No Flamengo, em 2023, a expectativa era alta. Treinos elogiados e resultados iniciais animadores. De novo, o problema foi a convivência. Jogadores relatavam um “clima de velório” após derrotas e comportamentos novamente erráticos: falta de simpatia generalizada, cara amarrada e exigências muitas vezes incompreensíveis nos treinos. Somaram-se a isso escolhas táticas contestadas e um isolamento visível no dia a dia. A neutralidade do treinador diante da agressão de Pablo Fernández contra Pedro simbolizou sua dificuldade em gerir crises, e a saída após a final da Copa do Brasil, com o Flamengo jogando menos que o São Paulo em dois jogos, foi vista como alívio.
Na Europa, o roteiro não foi muito diferente. No Olympique de Marselha, brigou por reforços, conseguiu a chegada de Gerson, mas deixou o clube reclamando de falta de apoio. No Sevilla, a segunda passagem durou apenas cinco meses. Hoje, a discussão não é mais apenas sobre sua qualidade técnica, mas sobre o “custo Sampaoli”: times competitivos, sim, mas quase sempre acompanhados de relações desgastadas e ambientes tensos. Tudo isso com apenas um título conquistado nos últimos dez anos, justamente no Atlético-MG: o Campeonato Mineiro de 2020.

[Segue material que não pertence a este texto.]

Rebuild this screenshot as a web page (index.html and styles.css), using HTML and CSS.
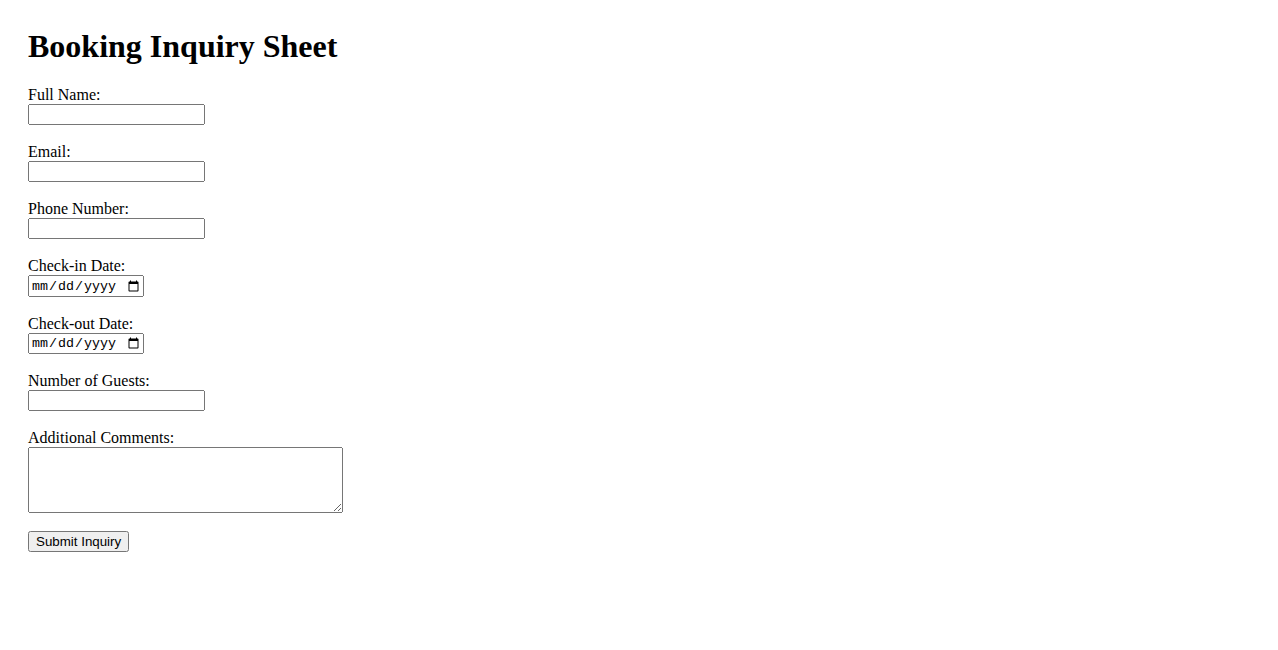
FILE: index.html
```html
<!DOCTYPE html>
<html lang="en">
<head>
<meta charset="utf-8">
<title>Booking Inquiry Sheet</title>
<link rel="stylesheet" href="styles.css">
</head>
<body>
<div class="page">
<h1 class="title">Booking Inquiry Sheet</h1>
<form class="form">
<label for="name">Full Name:</label><br>
<input class="field" type="text" id="name" name="name"><br><br>
<label for="email">Email:</label><br>
<input class="field" type="email" id="email" name="email"><br><br>
<label for="phone">Phone Number:</label><br>
<input class="field" type="tel" id="phone" name="phone"><br><br>
<label for="checkin">Check-in Date:</label><br>
<input class="date" type="date" id="checkin" name="checkin"><br><br>
<label for="checkout">Check-out Date:</label><br>
<input class="date" type="date" id="checkout" name="checkout"><br><br>
<label for="guests">Number of Guests:</label><br>
<input class="field" type="number" id="guests" name="guests"><br><br>
<label for="comments">Additional Comments:</label><br>
<textarea class="comments" id="comments" name="comments" rows="4" cols="40"></textarea><br><br>
<input class="submit" type="submit" value="Submit Inquiry">
</form>
</div>
</body>
</html>
```
FILE: styles.css
```css
body {
  margin: 8px;
  font-family: "Liberation Serif", "Times New Roman", serif;
  font-size: 16px;
  color: #000;
  background: #fff;
}
.page {
  padding: 20px;
}
.title {
  font-size: 32px;
  font-weight: bold;
  margin: 0 0 21.44px 0;
}
.field, .date, .comments, .submit {
  margin: 0;
}
.field {
  width: 177px;
  height: 21px;
  box-sizing: border-box;
  font-family: "Liberation Sans", Arial, sans-serif;
  font-size: 13.33px;
}
.date {
  width: 116px;
  height: 21.5px;
  box-sizing: border-box;
  font-family: "Liberation Mono", monospace;
  font-size: 13.33px;
}
.comments {
  width: 315px;
  height: 66px;
  box-sizing: border-box;
  vertical-align: bottom;
  font-family: "Liberation Mono", monospace;
  font-size: 13.33px;
}
.submit {
  font-family: "Liberation Sans", Arial, sans-serif;
  font-size: 13.33px;
}
```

O Galo parece gostar de dilemas. Em 2024, investiu pesado, chegou a duas finais, perdeu ambas e precisou desmontar o elenco com a venda de Paulinho e outros jogadores. Apostou alto na quarta passagem de Cuca. Agora, volta a Sampaoli, em mais uma escolha de impacto que levanta dúvidas sobre sustentabilidade e planejamento. Será o talento do novo técnico do Galo o bastante para que a torcida relembre apenas a obra e deixe de lado o artista? A conferir.